Luciani: partecipazione corale come incrocio tra emozione e intelligenza
A un mese dal XXV Premio Scarpa
TREVISO - A un mese dal XXV del Premio Internazionale Carlo Scarpa per il Giardino, siamo tornati a parlarne con il Presidente della Giuria del Premio, Domenico Luciani, per ragionarci "a freddo" e cogliere gli aspetti peculiari e le prospettive.
1. Siamo arrivati a quota XXV per il Premio Scarpa, un traguardo sicuramente invidiabile, ma che significa e certifica la qualità culturale del suo progetto, che, a ragione, la vede Presidente. Qual è il filo conduttore di questo percorso?

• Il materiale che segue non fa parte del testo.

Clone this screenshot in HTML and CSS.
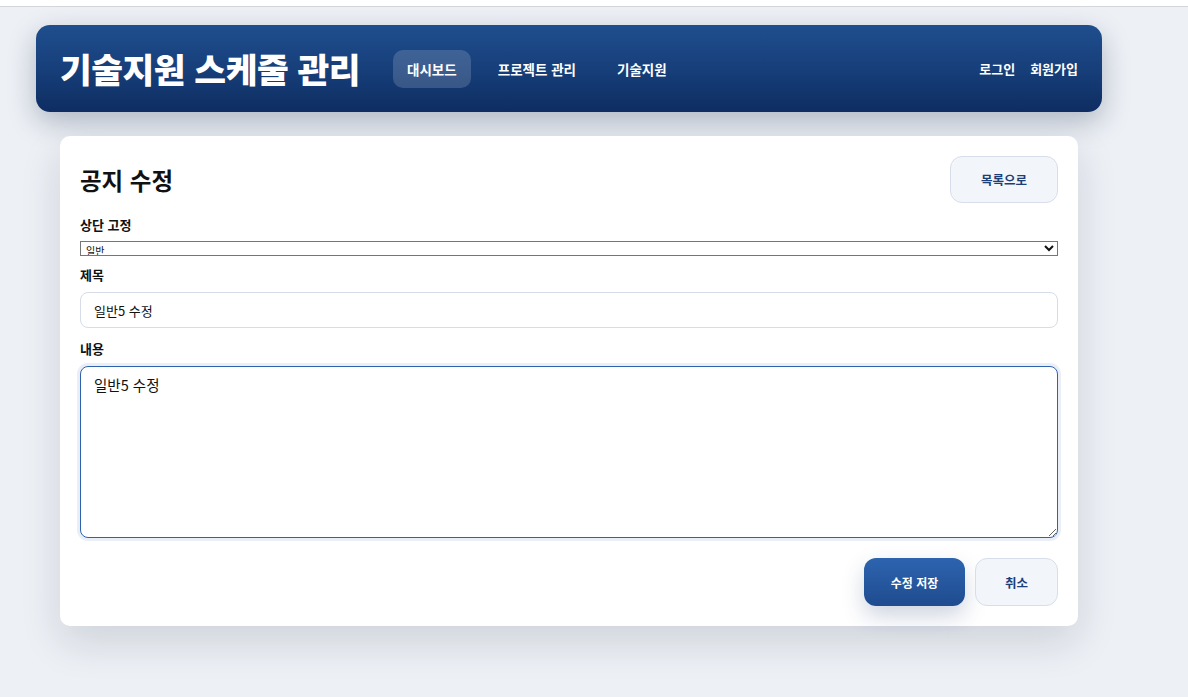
FILE: index.html
```html
<!DOCTYPE html>
<html lang="ko">
<head>
<meta charset="utf-8">
<title>공지 수정</title>
<link rel="stylesheet" href="styles.css">
</head>
<body>
<div class="topstrip"></div>
<div class="page">
  <header class="appbar">
    <h1 class="brand">기술지원 스케줄 관리</h1>
    <nav class="nav">
      <a class="nav-item active">대시보드</a>
      <a class="nav-item">프로젝트 관리</a>
      <a class="nav-item">기술지원</a>
    </nav>
    <div class="auth">
      <a class="auth-link">로그인</a>
      <a class="auth-link">회원가입</a>
    </div>
  </header>

  <main class="card">
    <div class="card-head">
      <h2 class="card-title">공지 수정</h2>
      <button class="btn btn-light btn-list">목록으로</button>
    </div>
    <div class="field field-select">
      <label class="label label-select">상단 고정</label>
      <select class="select"><option>일반</option><option>고정</option></select>
    </div>
    <div class="field">
      <label class="label">제목</label>
      <input class="input" type="text" value="일반5 수정">
    </div>
    <div class="field field-last">
      <label class="label">내용</label>
      <textarea class="textarea">일반5 수정</textarea>
    </div>
    <div class="actions">
      <button class="btn btn-primary">수정 저장</button>
      <button class="btn btn-light btn-cancel">취소</button>
    </div>
  </main>
</div>
</body>
</html>
```

FILE: styles.css
```css
* { box-sizing: border-box; }
html, body {
  margin: 0;
  padding: 0;
  background: #edf0f5;
  font-family: "Noto Sans CJK KR", "Noto Sans", sans-serif;
  color: #111;
}
body {
  min-height: 697px;
}
.topstrip {
  height: 7px;
  background: #fff;
  border-bottom: 1px solid #d4d6da;
}
.page {
  width: 1066px;
  margin-left: 36px;
  padding-top: 18px;
  padding-bottom: 60px;
}
.appbar {
  height: 87px;
  border-radius: 14px;
  background: linear-gradient(180deg, #1f4e8e 0%, #173f7a 50%, #0e2d62 100%);
  box-shadow: 0 10px 28px rgba(15, 35, 70, 0.28);
  display: flex;
  align-items: center;
  padding: 0 24px;
  color: #fff;
}
.brand {
  margin: 0;
  font-size: 34.5px;
  font-weight: 800;
  letter-spacing: -0.45px;
  line-height: 1;
  color: #fff;
}
.nav {
  display: flex;
  align-items: center;
  gap: 13px;
  margin-left: 33px;
}
.nav-item {
  display: block;
  height: 38px;
  line-height: 38px;
  padding: 0 14px;
  border-radius: 10px;
  font-size: 13.5px;
  font-weight: 700;
  color: #fff;
}
.nav-item.active {
  background: rgba(255, 255, 255, 0.16);
}
.auth {
  margin-left: auto;
  display: flex;
  gap: 15px;
}
.auth-link {
  font-size: 13px;
  font-weight: 700;
  color: #fff;
}
.card {
  margin: 24px 24px 0 24px;
  background: #fff;
  border-radius: 10px;
  padding: 20px;
  box-shadow: 0 16px 40px rgba(20, 35, 60, 0.14);
}
.card-head {
  display: flex;
  align-items: center;
  justify-content: space-between;
  margin-bottom: 14px;
}
.card-title {
  margin: 0;
  font-size: 23.5px;
  font-weight: 700;
  color: #111;
}
.btn {
  font-family: inherit;
  font-size: 12.5px;
  font-weight: 700;
  border-radius: 12px;
  cursor: pointer;
}
.btn-light {
  background: #f2f5fa;
  border: 1px solid #d7deea;
  color: #1c3f78;
}
.btn-list {
  width: 108px;
  height: 47px;
}
.field {
  margin-bottom: 13px;
}
.field-select {
  margin-bottom: 11px;
}
.field-last {
  margin-bottom: 0;
}
.label {
  display: block;
  font-size: 13px;
  font-weight: 700;
  line-height: 16px;
  margin-bottom: 9px;
  color: #111;
}
.label-select {
  margin-bottom: 8px;
}
.select {
  display: block;
  width: 100%;
  height: 15px;
  padding: 0 1px;
  font-family: inherit;
  font-size: 10px;
  line-height: 13px;
  border: 1px solid #767676;
  border-radius: 0;
  background: #fff;
  color: #111;
}
.input {
  display: block;
  width: 100%;
  height: 36px;
  padding: 0 13px;
  border: 1px solid #d6dce8;
  border-radius: 8px;
  font-family: inherit;
  font-size: 13px;
  color: #111;
  background: #fff;
  outline: none;
}
.textarea {
  display: block;
  width: 100%;
  height: 172px;
  padding: 7px 13px;
  border: 1px solid #2d62ad;
  border-radius: 8px;
  box-shadow: 0 0 0 3px rgba(45, 98, 173, 0.1);
  font-family: inherit;
  font-size: 14.5px;
  color: #111;
  background: #fff;
  outline: none;
  resize: vertical;
}
.actions {
  display: flex;
  justify-content: flex-end;
  gap: 10px;
  padding-top: 20px;
}
.btn-primary {
  width: 101px;
  height: 48px;
  border: none;
  color: #fff;
  font-size: 12px;
  background: linear-gradient(180deg, #2d64af 0%, #1f4b8f 100%);
  box-shadow: 0 10px 22px rgba(30, 60, 110, 0.22);
}
.btn-cancel {
  width: 83px;
  height: 48px;
}
```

Il senso del premio è un'ostinata indagine sulla forma e la vita dei luoghi. Ogni anno la giuria ne designa uno, sul quale un gruppo di ricerca della Fondazione Benetton Studi Ricerche concentra l'indagine per illuminarne i connotati naturali, gli strati storici, le condizioni attuali, e ne pubblica i risultati. L'obiettivo è tentare di rispondere alle domande più difficili. Di che cosa sono fatti i luoghi? Quali sono gli ingredienti sempre presenti pur nella infinita meravigliosa varietà del loro modo di stare nello spazio e nel tempo. Perché ci sono indispensabili? Perché ci sentiamo con alcuni di loro a nostro agio e con alcuni altri a disagio? Perché soffriamo se ci pare che siano in pericolo?
2. Può darci una definizione del "Sigillo", che ha consegnato agli amici della Bosnia?
Un piccolo oggetto di ottone brunito disegnato come cardine e sigillo da Carlo Scarpa, usato con vari esemplari di diverse dimensioni nel giardino sepolcro di San Vito di Altivole. Ha un puro valore simbolico e viene consegnato a chi risulta responsabile della cura del luogo dopo aver pubblicamente motivato la scelta.
3. Quali sono le vostre aspettative, dopo la tre giorni di maggio?
Più che di aspettative, parlerei di impegni già formalizzati per costruire momenti di riflessione e di scambio in altre città italiane, Bolzano, Venezia, Trieste, forse altre, e con le città di riferimento dei villaggi, in particolare Srebrenica che ne anche capoluogo amministrativo. Sono incontri con persone e realtà che partecipano concretamente all'impresa dei giovani bosniaci e delle loro famiglie per ritrovare, attraverso il dialogo tra loro e la cura dei loro luoghi, la strada del ritorno là dove è depositata la loro memoria e dove li aspetta un possibile riscatto e una nuova condizione.
4. Quale percezione è riuscita a cogliere tra le centinaia di persone che hanno partecipato all' ultima edizione?
Mi pare di poter definire la partecipazione collettiva a questa edizione del premio un momento ad alta tensione culturale e conoscitiva, all'incrocio tra emozione e intelligenza.
5. La collaborazione con la Fondazione Langer è un breve percorso? continuerà?
Il mio personale auspicio è per una collaborazione intensa e duratura. Da parte dei responsabili della Fondazione Langer è venuto il riconoscimento del ruolo dei luoghi e della loro cura nel processo di riconciliazione interetnica, come vicinanza e convivenza di culture e di religioni. Da parte nostra è stata misurata, ben oltre i confini disciplinari, l'energia degli incroci, dei confini, dei ponti, delle specie pioniere come metafora universale.
6. Rimettersi in cammino per la XXVI edizione: c'è già qualche idea? qualche direzione di marcia?
La giuria, come sempre è successo, troverà intanto l'accordo sull'intersezione tra un tema non ancora affrontato e un'area geografica non ancora attraversata. Ogni anno questo metodo ci ha permesso di arrivare a un risultato quasi sempre unanime. Il lavoro del premio comincia con una domanda e un viaggio. Nell'ultimo caso ci siamo chiesti se il “bisogno di luogo” potesse resistere a uno strappo tremendo come la guerra e siamo andati in Bosnia-Erzegovina; dal viaggio è nato poi tutto il resto. La prossima domanda e il prossimo viaggio saranno definiti tra giorni. Poi si vedrà.